In all of these processes, listening to the group and its needs is fundamental. “You have to listen deeply,” she says.

Donna and Catherine’s approach is a natural fit for a group of women who regard discernment as a priority. Discernment has been the key word used over the past 15 months of Chapter preparation and it will continue to be during the Chapter Gathering.

Clare Condon names the capacity to discern as a key quality for all who participate in the Chapter process. Discernment, she says, calls for “an intense prayerful approach – an approach of deep listening to others” and “letting go sometimes of our own preconceived expectations”.

Patty Fawkner describes discernment as a “real discipline” where “I have to examine my own heart to look at my own biases and prejudices”.

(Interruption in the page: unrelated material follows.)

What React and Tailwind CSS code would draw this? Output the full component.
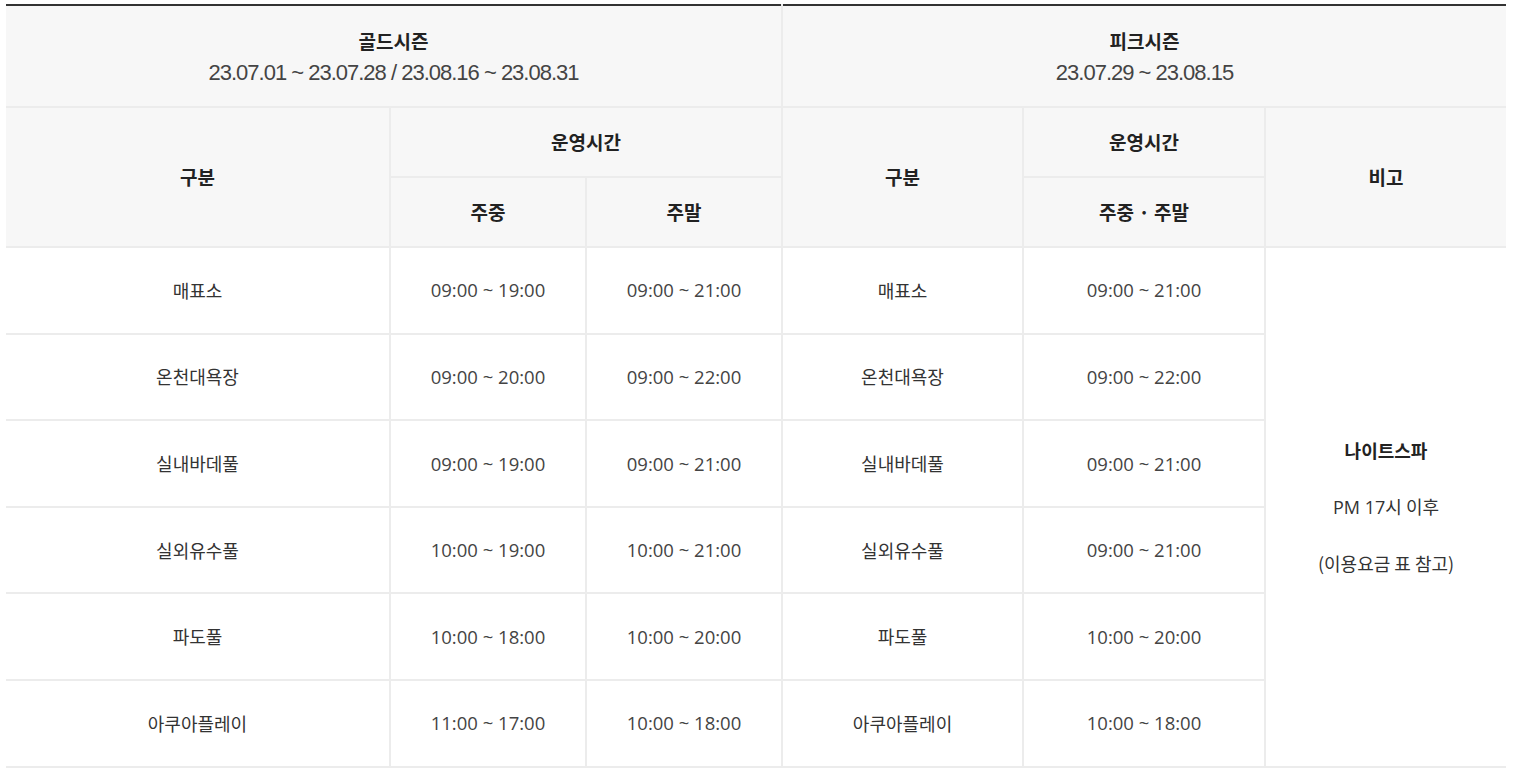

Patty names some other qualities she thinks the Chapter experience asks of sisters.

“I think, first of all, trust. A lot of the sisters can’t come [to the Chapter Gathering], so that’s asking trust to those who do come to the actual Gathering. I think we’ve got to trust the process and trust each other,” she says.

“I think we need both mental and physical stamina for the nine full days. I think also a sense of perspective. A Chapter is a special time, a sacred time, but life goes on afterwards.”

She also names “gratitude” and “a sense of adventure”.

“This is sort of a twin thing: gratitude that we’ve got a sound and rich heritage; but with that, I think we need to combine a sense of adventure and even risk-taking. Where are we being called today for a world that is needing us to be neighbour?”

As Jill O’Brien talks about the future of religious life and the upcoming Chapter Gathering, which will be her seventh, she exudes an energetic and realistic hopefulness.

“Alright, numbers are down. But I don’t think that should be the great fear,” says Jill. “I think the great fear is that we won’t do what needs to be done.”

“… Futures don’t fall out of the sky and the Spirit doesn’t work with us by hitting us on the shoulder saying, ‘You do this’. It’s struggle.”